**Exercise objective:** Pictures do not belong in your copy. Repeat all the other data exactly.

BEGIN

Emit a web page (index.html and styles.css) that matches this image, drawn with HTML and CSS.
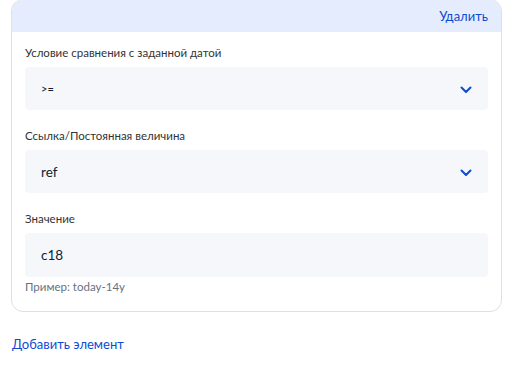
FILE: index.html
```html
<!DOCTYPE html>
<html lang="ru">
<head>
<meta charset="utf-8">
<link rel="stylesheet" href="styles.css">
</head>
<body>
<div class="page">
  <div class="card">
    <div class="card-head">
      <a class="link del">Удалить</a>
    </div>
    <div class="card-body">
      <div class="field">
        <div class="label">Условие сравнения с заданной датой</div>
        <div class="select">
          <span class="value small">&gt;=</span>
          <svg class="chev" width="12" height="8" viewBox="0 0 12 8"><path d="M1.5 1.5 L6 6 L10.5 1.5" fill="none" stroke="#0d4cd3" stroke-width="2" stroke-linecap="round" stroke-linejoin="round"/></svg>
        </div>
      </div>
      <div class="field">
        <div class="label">Ссылка/Постоянная величина</div>
        <div class="select">
          <span class="value">ref</span>
          <svg class="chev" width="12" height="8" viewBox="0 0 12 8"><path d="M1.5 1.5 L6 6 L10.5 1.5" fill="none" stroke="#0d4cd3" stroke-width="2" stroke-linecap="round" stroke-linejoin="round"/></svg>
        </div>
      </div>
      <div class="field">
        <div class="label">Значение</div>
        <div class="input"><span class="value">c18</span></div>
        <div class="hint">Пример: today-14y</div>
      </div>
    </div>
  </div>
  <a class="link add">Добавить элемент</a>
</div>
</body>
</html>
```
FILE: styles.css
```css
* { box-sizing: border-box; }
html, body { margin: 0; padding: 0; background: #fff; }
body { font-family: Lato, "Noto Sans", sans-serif; color: #0b1f33; }
.page { padding: 0 19px 0 11px; }
.card {
  border: 1px solid #e0e0e0;
  border-radius: 12px;
  overflow: hidden;
  margin-top: -1px;
}
.card-head {
  background: #e4ecfd;
  height: 32px;
  display: flex;
  justify-content: flex-end;
  align-items: center;
  padding: 0 13px 0 0;
}
.link { color: #0d4cd3; font-size: 13px; cursor: pointer; }
.del { font-size: 13px; }
.card-body { padding: 13px 13px 16px 13px; display: flex; flex-direction: column; gap: 18px; }
.field { display: flex; flex-direction: column; }
.label { font-size: 11.5px; line-height: 16px; color: #333; margin-bottom: 6px; }
.select, .input {
  background: #f5f7fa;
  border-radius: 4px;
  height: 43px;
  display: flex;
  align-items: center;
  justify-content: space-between;
  padding: 0 16px 0 16px;
}
.input { height: 44px; }
.value { font-size: 13.5px; color: #0b1f33; }
.value.small { font-size: 11px; }
.chev { display: block; margin-top: 2px; }
.hint { font-size: 11.5px; color: #66727f; margin-top: 2px; line-height: 16px; }
.add { display: block; margin-top: 24px; margin-left: 1px; font-size: 13px; }
```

END

**Task solution:**
Emit a web page (index.html and styles.css) that matches this image, drawn with HTML and CSS.
FILE: index.html
```html
<!DOCTYPE html>
<html lang="ru">
<head>
<meta charset="utf-8">
<link rel="stylesheet" href="styles.css">
</head>
<body>
<div class="page">
  <div class="card">
    <div class="card-head">
      <a class="link del">Удалить</a>
    </div>
    <div class="card-body">
      <div class="field">
        <div class="label">Условие сравнения с заданной датой</div>
        <div class="select">
          <span class="value small">&gt;=</span>
          <svg class="chev" width="12" height="8" viewBox="0 0 12 8"><path d="M1.5 1.5 L6 6 L10.5 1.5" fill="none" stroke="#0d4cd3" stroke-width="2" stroke-linecap="round" stroke-linejoin="round"/></svg>
        </div>
      </div>
      <div class="field">
        <div class="label">Ссылка/Постоянная величина</div>
        <div class="select">
          <span class="value">ref</span>
          <svg class="chev" width="12" height="8" viewBox="0 0 12 8"><path d="M1.5 1.5 L6 6 L10.5 1.5" fill="none" stroke="#0d4cd3" stroke-width="2" stroke-linecap="round" stroke-linejoin="round"/></svg>
        </div>
      </div>
      <div class="field">
        <div class="label">Значение</div>
        <div class="input"><span class="value">c18</span></div>
        <div class="hint">Пример: today-14y</div>
      </div>
    </div>
  </div>
  <a class="link add">Добавить элемент</a>
</div>
</body>
</html>
```
FILE: styles.css
```css
* { box-sizing: border-box; }
html, body { margin: 0; padding: 0; background: #fff; }
body { font-family: Lato, "Noto Sans", sans-serif; color: #0b1f33; }
.page { padding: 0 19px 0 11px; }
.card {
  border: 1px solid #e0e0e0;
  border-radius: 12px;
  overflow: hidden;
  margin-top: -1px;
}
.card-head {
  background: #e4ecfd;
  height: 32px;
  display: flex;
  justify-content: flex-end;
  align-items: center;
  padding: 0 13px 0 0;
}
.link { color: #0d4cd3; font-size: 13px; cursor: pointer; }
.del { font-size: 13px; }
.card-body { padding: 13px 13px 16px 13px; display: flex; flex-direction: column; gap: 18px; }
.field { display: flex; flex-direction: column; }
.label { font-size: 11.5px; line-height: 16px; color: #333; margin-bottom: 6px; }
.select, .input {
  background: #f5f7fa;
  border-radius: 4px;
  height: 43px;
  display: flex;
  align-items: center;
  justify-content: space-between;
  padding: 0 16px 0 16px;
}
.input { height: 44px; }
.value { font-size: 13.5px; color: #0b1f33; }
.value.small { font-size: 11px; }
.chev { display: block; margin-top: 2px; }
.hint { font-size: 11.5px; color: #66727f; margin-top: 2px; line-height: 16px; }
.add { display: block; margin-top: 24px; margin-left: 1px; font-size: 13px; }
```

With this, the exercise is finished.